┌──

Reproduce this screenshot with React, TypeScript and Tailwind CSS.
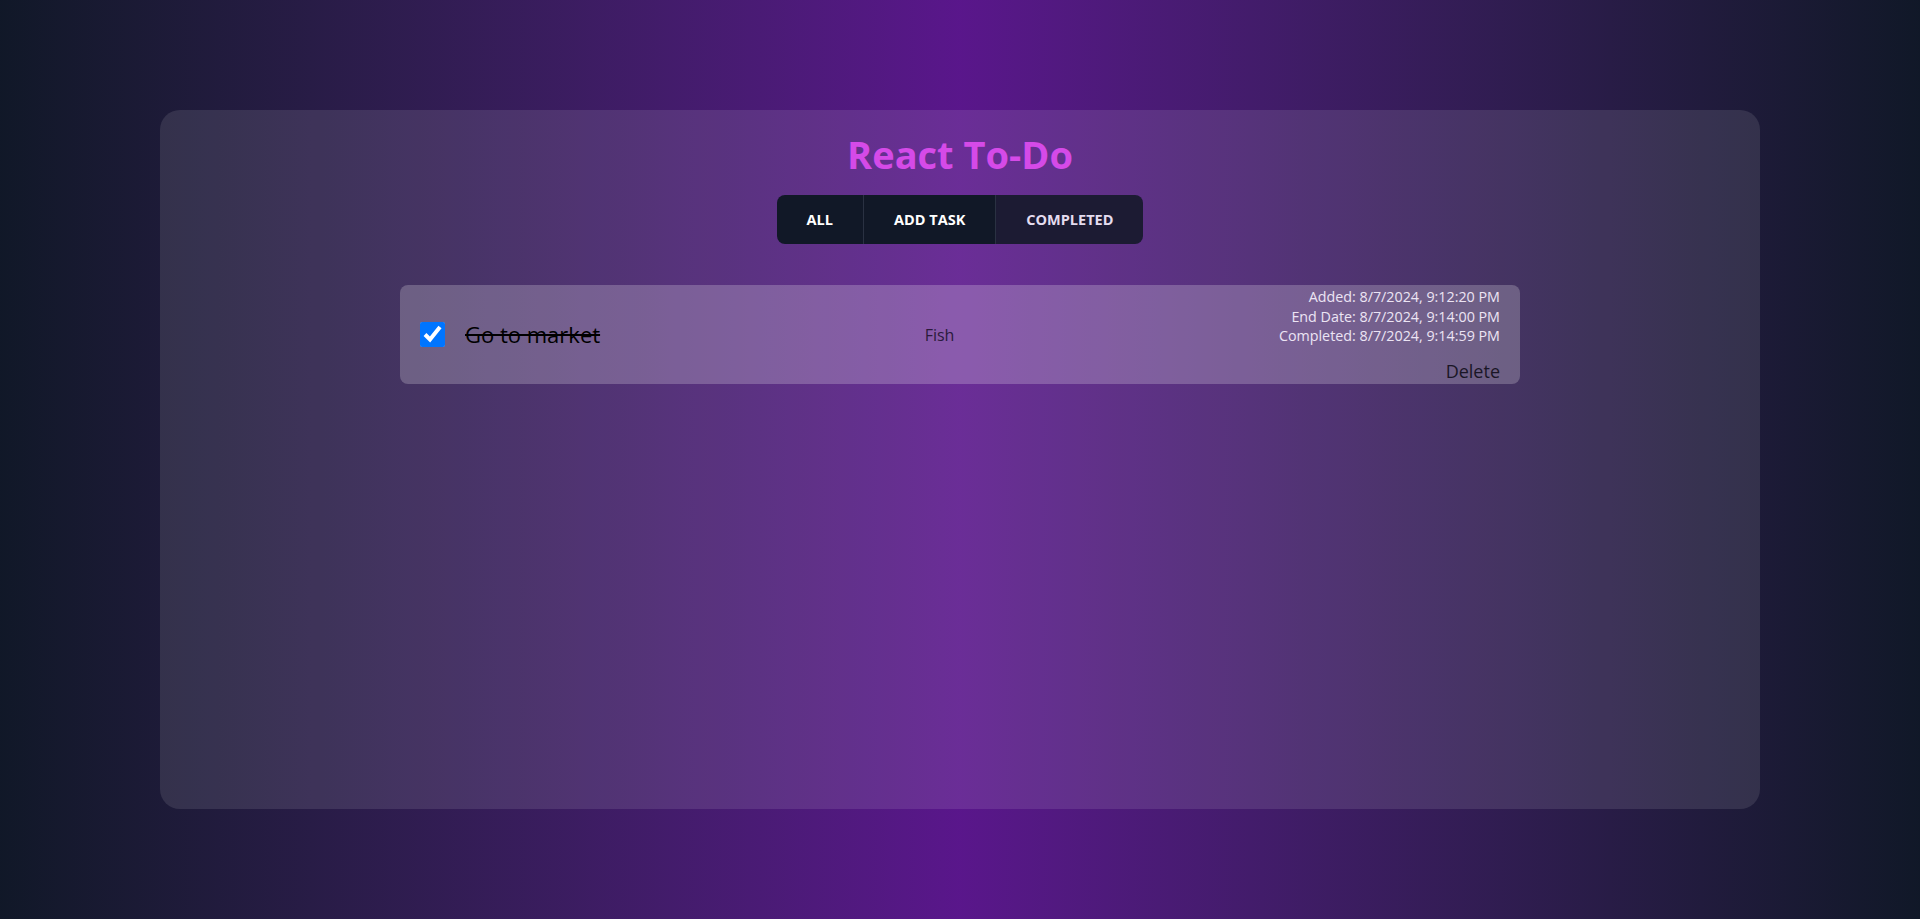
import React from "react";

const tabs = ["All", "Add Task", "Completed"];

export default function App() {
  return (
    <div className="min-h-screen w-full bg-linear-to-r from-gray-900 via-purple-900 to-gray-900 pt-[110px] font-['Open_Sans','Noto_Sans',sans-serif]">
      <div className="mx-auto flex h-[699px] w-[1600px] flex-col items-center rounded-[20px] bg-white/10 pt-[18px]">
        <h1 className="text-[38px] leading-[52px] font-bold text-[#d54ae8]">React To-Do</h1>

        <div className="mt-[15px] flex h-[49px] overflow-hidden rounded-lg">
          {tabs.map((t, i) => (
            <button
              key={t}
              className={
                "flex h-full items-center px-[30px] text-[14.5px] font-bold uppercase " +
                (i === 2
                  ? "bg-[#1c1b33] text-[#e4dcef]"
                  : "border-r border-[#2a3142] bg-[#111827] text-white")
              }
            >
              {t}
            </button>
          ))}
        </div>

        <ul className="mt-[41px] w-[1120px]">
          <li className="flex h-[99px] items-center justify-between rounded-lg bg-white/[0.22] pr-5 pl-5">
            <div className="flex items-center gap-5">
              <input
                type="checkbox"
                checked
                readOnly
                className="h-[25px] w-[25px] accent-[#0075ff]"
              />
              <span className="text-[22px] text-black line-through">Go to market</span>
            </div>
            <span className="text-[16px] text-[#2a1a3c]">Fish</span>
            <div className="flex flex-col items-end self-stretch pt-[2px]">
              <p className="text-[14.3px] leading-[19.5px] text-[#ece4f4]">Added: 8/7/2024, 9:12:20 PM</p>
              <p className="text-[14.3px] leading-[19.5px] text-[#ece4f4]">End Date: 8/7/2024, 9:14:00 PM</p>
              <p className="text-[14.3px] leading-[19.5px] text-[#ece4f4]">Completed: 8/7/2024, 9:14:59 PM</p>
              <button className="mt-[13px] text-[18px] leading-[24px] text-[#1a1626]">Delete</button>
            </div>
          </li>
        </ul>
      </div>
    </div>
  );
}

└──

What to work on: Write the material out again exactly as it appears, dropping the pictures.

Correct result:
Reproduce this screenshot with React, TypeScript and Tailwind CSS.
import React from "react";

const tabs = ["All", "Add Task", "Completed"];

export default function App() {
  return (
    <div className="min-h-screen w-full bg-linear-to-r from-gray-900 via-purple-900 to-gray-900 pt-[110px] font-['Open_Sans','Noto_Sans',sans-serif]">
      <div className="mx-auto flex h-[699px] w-[1600px] flex-col items-center rounded-[20px] bg-white/10 pt-[18px]">
        <h1 className="text-[38px] leading-[52px] font-bold text-[#d54ae8]">React To-Do</h1>

        <div className="mt-[15px] flex h-[49px] overflow-hidden rounded-lg">
          {tabs.map((t, i) => (
            <button
              key={t}
              className={
                "flex h-full items-center px-[30px] text-[14.5px] font-bold uppercase " +
                (i === 2
                  ? "bg-[#1c1b33] text-[#e4dcef]"
                  : "border-r border-[#2a3142] bg-[#111827] text-white")
              }
            >
              {t}
            </button>
          ))}
        </div>

        <ul className="mt-[41px] w-[1120px]">
          <li className="flex h-[99px] items-center justify-between rounded-lg bg-white/[0.22] pr-5 pl-5">
            <div className="flex items-center gap-5">
              <input
                type="checkbox"
                checked
                readOnly
                className="h-[25px] w-[25px] accent-[#0075ff]"
              />
              <span className="text-[22px] text-black line-through">Go to market</span>
            </div>
            <span className="text-[16px] text-[#2a1a3c]">Fish</span>
            <div className="flex flex-col items-end self-stretch pt-[2px]">
              <p className="text-[14.3px] leading-[19.5px] text-[#ece4f4]">Added: 8/7/2024, 9:12:20 PM</p>
              <p className="text-[14.3px] leading-[19.5px] text-[#ece4f4]">End Date: 8/7/2024, 9:14:00 PM</p>
              <p className="text-[14.3px] leading-[19.5px] text-[#ece4f4]">Completed: 8/7/2024, 9:14:59 PM</p>
              <button className="mt-[13px] text-[18px] leading-[24px] text-[#1a1626]">Delete</button>
            </div>
          </li>
        </ul>
      </div>
    </div>
  );
}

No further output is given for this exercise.